## begin Provided material

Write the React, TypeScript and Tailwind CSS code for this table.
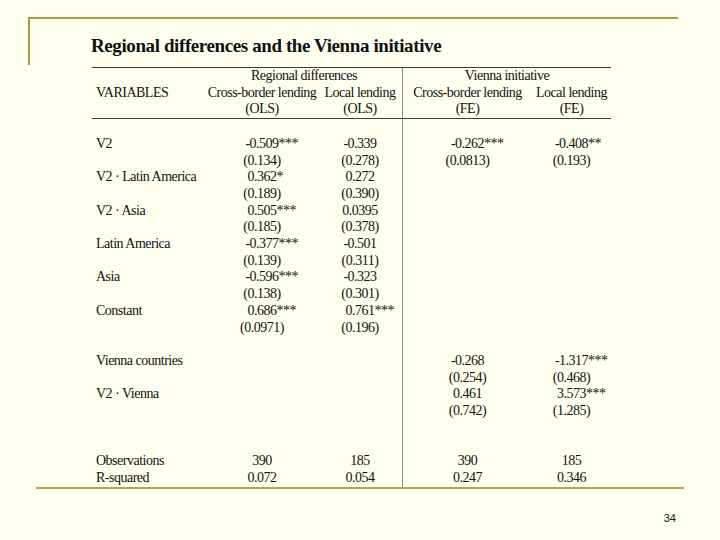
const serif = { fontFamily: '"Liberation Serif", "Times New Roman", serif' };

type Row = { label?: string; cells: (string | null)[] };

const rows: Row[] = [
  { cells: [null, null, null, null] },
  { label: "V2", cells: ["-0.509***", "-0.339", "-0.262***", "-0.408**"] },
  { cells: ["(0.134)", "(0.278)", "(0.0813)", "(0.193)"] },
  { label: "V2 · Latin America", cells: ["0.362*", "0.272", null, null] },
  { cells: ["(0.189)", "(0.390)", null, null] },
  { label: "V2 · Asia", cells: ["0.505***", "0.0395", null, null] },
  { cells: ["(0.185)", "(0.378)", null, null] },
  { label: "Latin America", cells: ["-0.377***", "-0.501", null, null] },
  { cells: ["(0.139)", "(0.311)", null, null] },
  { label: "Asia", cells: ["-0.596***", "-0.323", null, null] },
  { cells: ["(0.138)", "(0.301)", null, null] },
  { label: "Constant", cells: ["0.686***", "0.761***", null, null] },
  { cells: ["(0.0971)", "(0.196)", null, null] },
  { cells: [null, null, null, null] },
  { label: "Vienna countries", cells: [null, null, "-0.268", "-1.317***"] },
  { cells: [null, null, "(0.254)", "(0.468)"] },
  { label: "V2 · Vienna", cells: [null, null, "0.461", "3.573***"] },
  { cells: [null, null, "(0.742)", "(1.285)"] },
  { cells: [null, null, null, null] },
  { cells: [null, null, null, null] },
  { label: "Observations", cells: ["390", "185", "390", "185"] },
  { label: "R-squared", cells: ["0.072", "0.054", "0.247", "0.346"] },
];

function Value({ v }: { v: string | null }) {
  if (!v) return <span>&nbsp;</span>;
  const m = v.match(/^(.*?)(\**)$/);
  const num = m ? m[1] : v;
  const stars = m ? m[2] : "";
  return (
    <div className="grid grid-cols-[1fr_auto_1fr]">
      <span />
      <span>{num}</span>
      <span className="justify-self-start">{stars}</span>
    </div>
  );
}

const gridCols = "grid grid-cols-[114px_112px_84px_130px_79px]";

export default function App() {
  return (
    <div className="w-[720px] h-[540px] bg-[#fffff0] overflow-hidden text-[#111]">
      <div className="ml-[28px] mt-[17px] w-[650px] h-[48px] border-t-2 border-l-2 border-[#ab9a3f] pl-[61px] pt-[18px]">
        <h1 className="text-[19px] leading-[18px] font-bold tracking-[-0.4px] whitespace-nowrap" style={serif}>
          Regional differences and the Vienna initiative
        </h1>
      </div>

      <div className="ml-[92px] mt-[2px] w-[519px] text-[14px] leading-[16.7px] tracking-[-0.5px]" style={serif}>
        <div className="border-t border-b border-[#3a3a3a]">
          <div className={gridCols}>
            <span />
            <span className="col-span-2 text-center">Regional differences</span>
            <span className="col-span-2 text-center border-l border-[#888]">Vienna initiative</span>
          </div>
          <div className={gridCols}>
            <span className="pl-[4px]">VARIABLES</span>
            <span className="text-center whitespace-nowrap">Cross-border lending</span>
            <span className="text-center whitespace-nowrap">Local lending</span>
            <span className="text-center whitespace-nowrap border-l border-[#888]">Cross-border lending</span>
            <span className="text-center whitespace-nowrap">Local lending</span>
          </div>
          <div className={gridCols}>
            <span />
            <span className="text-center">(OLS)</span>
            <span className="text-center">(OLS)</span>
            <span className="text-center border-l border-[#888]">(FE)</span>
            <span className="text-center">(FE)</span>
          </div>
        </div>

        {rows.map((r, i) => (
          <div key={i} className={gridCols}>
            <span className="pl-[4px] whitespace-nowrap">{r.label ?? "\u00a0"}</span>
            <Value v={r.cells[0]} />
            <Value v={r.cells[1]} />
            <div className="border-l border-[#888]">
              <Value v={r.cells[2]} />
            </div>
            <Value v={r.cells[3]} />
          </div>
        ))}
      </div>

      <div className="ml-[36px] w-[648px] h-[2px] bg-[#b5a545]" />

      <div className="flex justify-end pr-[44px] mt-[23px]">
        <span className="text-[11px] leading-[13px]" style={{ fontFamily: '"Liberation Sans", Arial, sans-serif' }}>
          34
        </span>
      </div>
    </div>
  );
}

## end Provided material

Stated problem =
Your task is to reproduce all of the material exactly. The pictures stay out.

Response =
Write the React, TypeScript and Tailwind CSS code for this table.
const serif = { fontFamily: '"Liberation Serif", "Times New Roman", serif' };

type Row = { label?: string; cells: (string | null)[] };

const rows: Row[] = [
  { cells: [null, null, null, null] },
  { label: "V2", cells: ["-0.509***", "-0.339", "-0.262***", "-0.408**"] },
  { cells: ["(0.134)", "(0.278)", "(0.0813)", "(0.193)"] },
  { label: "V2 · Latin America", cells: ["0.362*", "0.272", null, null] },
  { cells: ["(0.189)", "(0.390)", null, null] },
  { label: "V2 · Asia", cells: ["0.505***", "0.0395", null, null] },
  { cells: ["(0.185)", "(0.378)", null, null] },
  { label: "Latin America", cells: ["-0.377***", "-0.501", null, null] },
  { cells: ["(0.139)", "(0.311)", null, null] },
  { label: "Asia", cells: ["-0.596***", "-0.323", null, null] },
  { cells: ["(0.138)", "(0.301)", null, null] },
  { label: "Constant", cells: ["0.686***", "0.761***", null, null] },
  { cells: ["(0.0971)", "(0.196)", null, null] },
  { cells: [null, null, null, null] },
  { label: "Vienna countries", cells: [null, null, "-0.268", "-1.317***"] },
  { cells: [null, null, "(0.254)", "(0.468)"] },
  { label: "V2 · Vienna", cells: [null, null, "0.461", "3.573***"] },
  { cells: [null, null, "(0.742)", "(1.285)"] },
  { cells: [null, null, null, null] },
  { cells: [null, null, null, null] },
  { label: "Observations", cells: ["390", "185", "390", "185"] },
  { label: "R-squared", cells: ["0.072", "0.054", "0.247", "0.346"] },
];

function Value({ v }: { v: string | null }) {
  if (!v) return <span>&nbsp;</span>;
  const m = v.match(/^(.*?)(\**)$/);
  const num = m ? m[1] : v;
  const stars = m ? m[2] : "";
  return (
    <div className="grid grid-cols-[1fr_auto_1fr]">
      <span />
      <span>{num}</span>
      <span className="justify-self-start">{stars}</span>
    </div>
  );
}

const gridCols = "grid grid-cols-[114px_112px_84px_130px_79px]";

export default function App() {
  return (
    <div className="w-[720px] h-[540px] bg-[#fffff0] overflow-hidden text-[#111]">
      <div className="ml-[28px] mt-[17px] w-[650px] h-[48px] border-t-2 border-l-2 border-[#ab9a3f] pl-[61px] pt-[18px]">
        <h1 className="text-[19px] leading-[18px] font-bold tracking-[-0.4px] whitespace-nowrap" style={serif}>
          Regional differences and the Vienna initiative
        </h1>
      </div>

      <div className="ml-[92px] mt-[2px] w-[519px] text-[14px] leading-[16.7px] tracking-[-0.5px]" style={serif}>
        <div className="border-t border-b border-[#3a3a3a]">
          <div className={gridCols}>
            <span />
            <span className="col-span-2 text-center">Regional differences</span>
            <span className="col-span-2 text-center border-l border-[#888]">Vienna initiative</span>
          </div>
          <div className={gridCols}>
            <span className="pl-[4px]">VARIABLES</span>
            <span className="text-center whitespace-nowrap">Cross-border lending</span>
            <span className="text-center whitespace-nowrap">Local lending</span>
            <span className="text-center whitespace-nowrap border-l border-[#888]">Cross-border lending</span>
            <span className="text-center whitespace-nowrap">Local lending</span>
          </div>
          <div className={gridCols}>
            <span />
            <span className="text-center">(OLS)</span>
            <span className="text-center">(OLS)</span>
            <span className="text-center border-l border-[#888]">(FE)</span>
            <span className="text-center">(FE)</span>
          </div>
        </div>

        {rows.map((r, i) => (
          <div key={i} className={gridCols}>
            <span className="pl-[4px] whitespace-nowrap">{r.label ?? "\u00a0"}</span>
            <Value v={r.cells[0]} />
            <Value v={r.cells[1]} />
            <div className="border-l border-[#888]">
              <Value v={r.cells[2]} />
            </div>
            <Value v={r.cells[3]} />
          </div>
        ))}
      </div>

      <div className="ml-[36px] w-[648px] h-[2px] bg-[#b5a545]" />

      <div className="flex justify-end pr-[44px] mt-[23px]">
        <span className="text-[11px] leading-[13px]" style={{ fontFamily: '"Liberation Sans", Arial, sans-serif' }}>
          34
        </span>
      </div>
    </div>
  );
}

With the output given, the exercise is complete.